Even online it is possible to “open doors”, thanks to links we post and share all the time; we point our visitors and users towards new pages, articles, photographs even outside our channels. We don’t just write content about us and our museum, but we try to expand our community outside the “ordinary visitors”, involving history lovers or nostalgic of the DDR, for example, who feel included and want to collaborate and give their opinions.
5. Tell us about a social initiative, through which you got some key and exportable learnings, by the DDR Museum or that you’ve stumbled upon during your permanence there.
A really cool initiative is “Frange Dr. Wolle” (Ask Dr. Wolle) who is the expert and one of the curators of the museum. My colleague Michael has created these short episodes in which Dr. Wolle answers to questions asked by our followers on various social media platforms.
At this link you can find the playlist with all the episodes of the mini-series.

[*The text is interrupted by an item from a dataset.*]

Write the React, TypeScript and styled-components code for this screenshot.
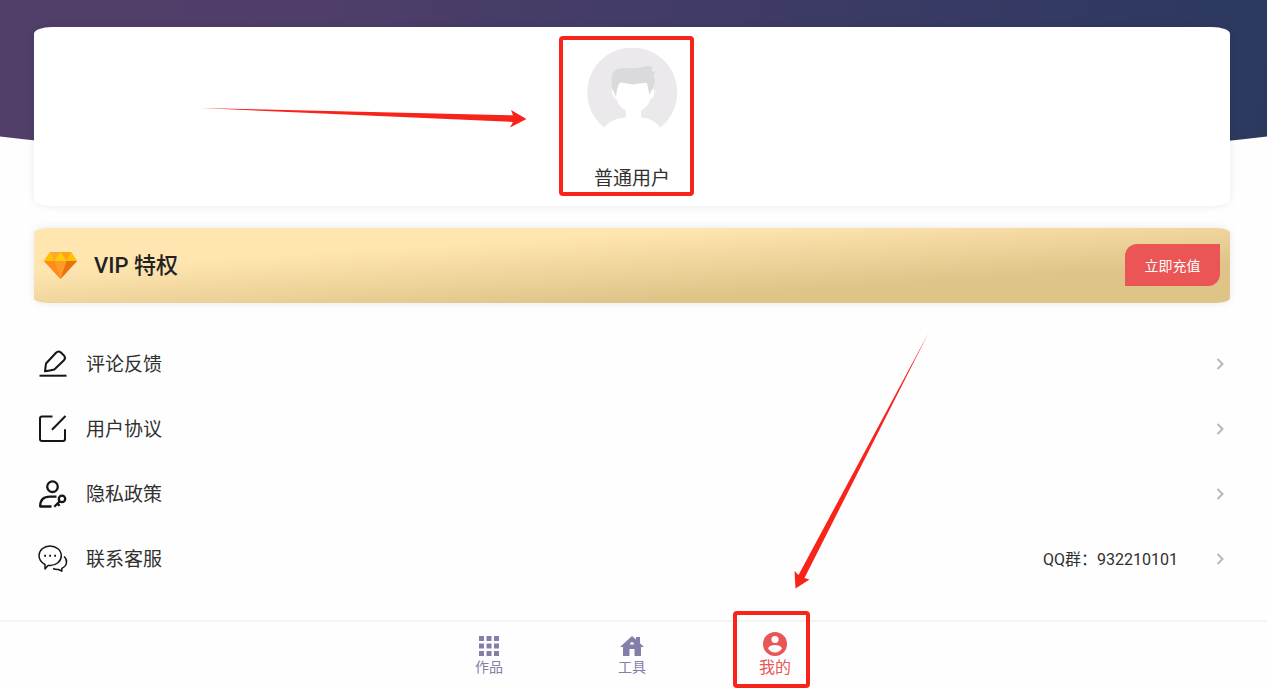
import React from "react";
import styled, { createGlobalStyle } from "styled-components";

const GlobalStyle = createGlobalStyle`
  *, *::before, *::after { box-sizing: border-box; }
  body {
    margin: 0;
    background: #fefefe;
    color: #303030;
    font-family: Roboto, "Noto Sans CJK SC", sans-serif;
  }
`;

const Page = styled.div`
  position: relative;
  display: flex;
  flex-direction: column;
  min-height: 100vh;
  padding-right: 3px;
  overflow: hidden;
`;

const Backdrop = styled.div`
  position: absolute;
  top: 0;
  left: 0;
  right: 0;
  height: 170px;
  background: linear-gradient(100deg, #513f69 0%, #4e3e69 25%, #2f3962 90%, #2b395f 100%);
  clip-path: ellipse(84% 100% at 50% 0);
`;

const Main = styled.main`
  position: relative;
  padding: 27px 34px 0;
`;

const ProfileCard = styled.section`
  position: relative;
  display: flex;
  flex-direction: column;
  align-items: center;
  gap: 27px;
  padding: 21px 0 13px;
  background: #fff;
  border-radius: 18px / 7px;
  box-shadow: 0 0 8px rgba(0, 0, 0, 0.08);
`;

const UserName = styled.h1`
  margin: 0;
  font-size: 19px;
  line-height: 28px;
  font-weight: 400;
`;

const VipCard = styled.section`
  display: flex;
  align-items: center;
  margin-top: 22px;
  padding: 16px 10px 17px;
  border-radius: 14px / 5px;
  background: linear-gradient(to bottom right, #ffe5b0 28%, #dfc488 74%);
  box-shadow: 0 0 8px rgba(0, 0, 0, 0.09);
`;

const VipTitle = styled.h2`
  flex: 1;
  margin: 0 0 0 17px;
  padding-top: 2px;
  font-size: 22px;
  line-height: 32px;
  font-weight: 500;
  color: #222;
`;

const RechargeButton = styled.button`
  width: 95px;
  height: 42px;
  padding: 0;
  border: 0;
  border-radius: 12px 0;
  background: #eb5556;
  color: #fff;
  font: inherit;
  font-size: 14px;
`;

const Menu = styled.nav`
  margin-top: 28px;
`;

const MenuRow = styled.a`
  display: flex;
  align-items: center;
  height: 65px;
  padding: 0 4px;
  color: inherit;
  text-decoration: none;
`;

const MenuLabel = styled.span`
  flex: 1;
  margin-left: 18px;
  padding-top: 2px;
  font-size: 19px;
  line-height: 28px;
`;

const MenuValue = styled.span`
  margin-right: 36px;
  padding-top: 2px;
  font-size: 16px;
  line-height: 24px;
`;

const TabBar = styled.nav`
  position: relative;
  display: flex;
  justify-content: center;
  height: 69px;
  margin: auto -3px 0 0;
  padding-right: 3px;
  border-top: 2px solid #f4f4f4;
`;

const Tab = styled.a<{ $active?: boolean }>`
  position: relative;
  display: flex;
  flex-direction: column;
  align-items: center;
  width: 143px;
  padding-top: ${(p) => (p.$active ? "9px" : "14px")};
  color: ${(p) => (p.$active ? "#e85656" : "#837fa8")};
  font-size: ${(p) => (p.$active ? "16px" : "14px")};
  line-height: 22px;
  text-decoration: none;
`;

const Marker = styled.span`
  position: absolute;
  border: 4px solid #f8241a;
  border-radius: 4px;
  pointer-events: none;
`;

const ProfileMarker = styled(Marker)`
  top: 9px;
  left: calc(50% - 73px);
  width: 135px;
  height: 160px;
`;

const TabMarker = styled(Marker)`
  top: -11px;
  left: 29px;
  width: 77px;
  height: 77px;
`;

const ProfileArrow = styled.svg`
  position: absolute;
  top: 76px;
  left: calc(50% - 434px);
`;

const TabArrow = styled.svg`
  position: absolute;
  bottom: 99px;
  left: calc(50% + 156px);
  pointer-events: none;
`;

const Avatar = () => (
  <svg width="90" height="90" viewBox="0 0 90 90" role="img" aria-label="头像">
    <path d="M17 79.500A45 45 0 1 1 73.500 79.500Q66 70 54 69.500V62.500Q61 59 63.500 51Q67 50 67.500 44Q67.500 41 64 41L62 34H29L27 41Q24.500 41 25 45Q26 50 29.500 51Q32 59 39 62.500V69.500Q25 70 17 79.500Z" fill="#ebe9eb" />
    <path d="M31 34.500Q46 38 60 35L62.500 49Q61 59 54 62.500L50 66H43L39 62.500Q31 59 29.500 49Z" fill="#fff" />
    <path d="M29 49L25.500 41Q23 28 27 23Q31 19.500 40 20Q50 21 57 18.500Q62 17 66 19.500Q62 22 68 25Q65.500 26.500 68 31Q68 38 64.500 42L62.500 47L60 35Q53 34.500 46 36.500Q39 35 33 34.500Q30 38 29 49Z" fill="#dad9dc" />
  </svg>
);

const Diamond = () => (
  <svg width="33" height="27" viewBox="0 0 33 27" aria-hidden="true">
    <path d="M6 0H27L33 9L16.500 27L0 9Z" fill="#ff9a24" />
    <path d="M6 0H16.500L10.500 9H0Z" fill="#ffc400" />
    <path d="M27 0H16.500L22.500 9H33Z" fill="#ffc400" />
    <path d="M6 0H16.500L10.500 9Z" fill="#ffa733" />
    <path d="M16.500 0H27L22.500 9Z" fill="#ffa01e" />
    <path d="M16.500 0L22.500 9H10.500Z" fill="#ffcb0a" />
    <path d="M0 9H10.500L16.500 27Z" fill="#ff8b1a" />
    <path d="M22.500 9H33L16.500 27Z" fill="#e97312" />
  </svg>
);

const iconProps = {
  width: 30,
  height: 30,
  viewBox: "0 0 30 30",
  fill: "none",
  stroke: "#151515",
  strokeWidth: 2,
  strokeLinejoin: "round" as const,
  "aria-hidden": true,
};

const PenIcon = () => (
  <svg {...iconProps}>
    <path d="M7 22.300L8 14.500L18 3.800Q20.300 1.400 22.600 3.300L26 6.500Q28 9 26 11.200L16.300 20.500Q12 21.500 7 22.300Z" />
    <path d="M1.500 26.700H28.500" />
  </svg>
);

const AgreementIcon = () => (
  <svg {...iconProps}>
    <path d="M14.500 2.500H4Q2 2.500 2 4.500V25Q2 27 4 27H25Q27 27 27 25V15.300M14 15.800L27.500 2" />
  </svg>
);

const PrivacyIcon = () => (
  <svg {...iconProps} strokeWidth={2.3}>
    <circle cx="14.500" cy="7.700" r="5.300" />
    <path d="M13.500 27.500H2.200Q2 17.700 12 17.700H18.500" />
    <circle cx="24" cy="19.900" r="3.200" />
    <path d="M21.800 22.200L16.300 27.700M19.500 24.300L21.500 26.900" />
  </svg>
);

const ServiceIcon = () => (
  <svg {...iconProps} strokeWidth={1.5}>
    <path d="M7 25V20.500Q1 17 1 11.700C1 6 6 2 12 2S23.300 6 23.300 11.700S18 21.500 12 21.500Q10.800 21.500 10 21.400Z" />
    <path d="M26 12.500Q29 15 28.500 18.500Q28 22.500 23.800 24.400V27.200L20.500 25.500Q17.500 25.700 15 24.500" />
    <path d="M6.200 11.700H8M11.200 11.700H13M16.200 11.700H18" strokeWidth="2" />
  </svg>
);

const Chevron = () => (
  <svg width="12" height="14" viewBox="0 0 12 14" fill="none" stroke="#b8b8b8" strokeWidth="2" aria-hidden="true">
    <path d="M3.500 2L8.500 7L3.500 12" />
  </svg>
);

const GridIcon = () => (
  <svg width="20" height="20" viewBox="0 0 20 20" fill="currentColor" aria-hidden="true">
    <path d="M0 0h5v5H0zM7.500 0h5v5h-5zM15 0h5v5h-5zM0 7.500h5v5H0zM7.500 7.500h5v5h-5zM15 7.500h5v5h-5zM0 15h5v5H0zM7.500 15h5v5h-5zM15 15h5v5h-5z" />
  </svg>
);

const HomeIcon = () => (
  <svg width="24" height="20" viewBox="0 0 24 20" fill="currentColor" fillRule="evenodd" aria-hidden="true">
    <path d="M0 11L12 0L16 3.500V1H20V7.200L24 11H21V20H14.500V13H9.500V20H3V11ZM10 8.500H14Q14 6 12 6T10 8.500Z" />
  </svg>
);

const UserIcon = () => (
  <svg width="26" height="26" viewBox="0 0 26 26" aria-hidden="true">
    <circle cx="13" cy="13" r="12" fill="currentColor" />
    <circle cx="13" cy="8.500" r="3.600" fill="#fff" />
    <path d="M6 17.200Q8 14 13 14T20 17.200Q17.500 21.500 13 21.500T6 17.200Z" fill="#fff" />
  </svg>
);

const menu = [
  { label: "评论反馈", Icon: PenIcon },
  { label: "用户协议", Icon: AgreementIcon },
  { label: "隐私政策", Icon: PrivacyIcon },
  { label: "联系客服", Icon: ServiceIcon, value: "QQ群：932210101" },
];

export default function App() {
  return (
    <>
      <GlobalStyle />
      <Page>
        <Backdrop />
        <Main>
          <ProfileCard>
            <Avatar />
            <UserName>普通用户</UserName>
            <ProfileArrow width="330" height="30" viewBox="0 0 330 30" aria-hidden="true">
              <path d="M2 5L315 12.300L313 7L328.500 16L312 24.500L315 19Z" fill="#f8241a" />
            </ProfileArrow>
            <ProfileMarker />
          </ProfileCard>
          <VipCard>
            <Diamond />
            <VipTitle>VIP 特权</VipTitle>
            <RechargeButton type="button">立即充值</RechargeButton>
          </VipCard>
          <Menu>
            {menu.map(({ label, Icon, value }) => (
              <MenuRow href="#" key={label}>
                <Icon />
                <MenuLabel>{label}</MenuLabel>
                {value && <MenuValue>{value}</MenuValue>}
                <Chevron />
              </MenuRow>
            ))}
          </Menu>
        </Main>
        <TabBar>
          <Tab href="#">
            <GridIcon />
            作品
          </Tab>
          <Tab href="#">
            <HomeIcon />
            工具
          </Tab>
          <Tab href="#" $active aria-current="page">
            <UserIcon />
            我的
            <TabMarker />
          </Tab>
        </TabBar>
        <TabArrow width="144" height="260" viewBox="0 0 144 260" aria-hidden="true">
          <path d="M138.500 3L14.500 248L19.500 249.500L5.500 258.500L4.500 241L8.500 245Z" fill="#f8241a" />
        </TabArrow>
      </Page>
    </>
  );
}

6. Based on your experience at the DDR Museum, which kind of advice would you give to a museum to start a social media strategy or which suggestion to engage the audience?
First of all, I would recommend them to plan a media strategy. Many museums are still at the very beginning. They still rely on traditional media only because they think they are sufficient, but they are not enough!
I wrote my thesis on this topic, i.e. how museums can better interact with their visitors through a well-built social media strategy.
The use of hashtags is very useful because it allows you to quickly find what you are looking for thanks to an indexing process. Museums can exploit it in their favor trying to encourage the engagement of their followers, for example through contests (even photos on Instagram or Tumblr) related to the hashtag.
On May 18, Germany also participated at the International Day of Museums and – for example – two hashtags had been launched #IMT14 and #MyCollection14 trying to get visitors involved in the event.